Amidst this romantic quagmire, a truly sublime turn by McAdams is left to rot. She has, as she so often does, a consummate effervescence that all on its lonesome embodies the enchantment of the islands, a mainlander who has been swept up in their mana. Yet her character is conspicuously un-evolved, trapped between This Man and That Man, left to their whims rather than her own, as though, echoing so much of “Aloha”, a serious chunk of something seems to have been left behind on the cutting room floor. Even worse is the ultimate complication of her marriage – that is, her daughter, Grace (Danielle Rose Russell), not being Woody’s but Gilchrist’s.

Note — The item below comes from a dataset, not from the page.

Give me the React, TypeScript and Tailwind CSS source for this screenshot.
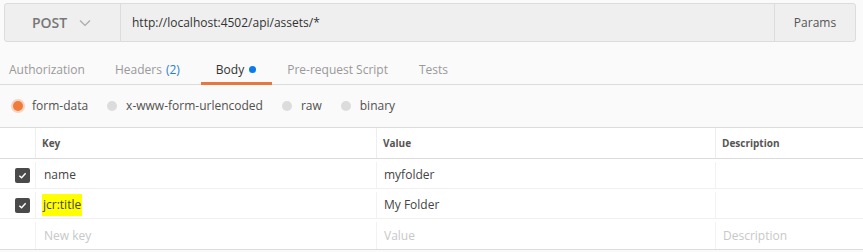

This is a significant situation but one for which the film has virtually no adult nuance. It is presented blithely, like it’s a hiccup rather than a really big freaking deal, and the way it’s handled by all parties involved suggests a forthcoming lifetime of emotional scar tissue for the little girl who barely gets her own say in any of this.

The last scene, involving the daughter, is the film’s best. You’ll want to shake the movie screen and wonder why the whole film couldn’t strike this tone, sincere but also willing to finally acknowledge the confusedly elaborate nature of their dynamic. It’s the one moment when the film looks to the sky and believes, even with both its feet planted firmly on the ground.

3 comments:

Candice Frederick said...

Ughhh and i like Jerry Maguire tho, but this looks the way you've described (if not worse)

mercatiwriter@aol.com said...

Is this a movie that should have been made in the 30's?

Unknown said...

This film will help bring tourists to the islands, so everyone benefits!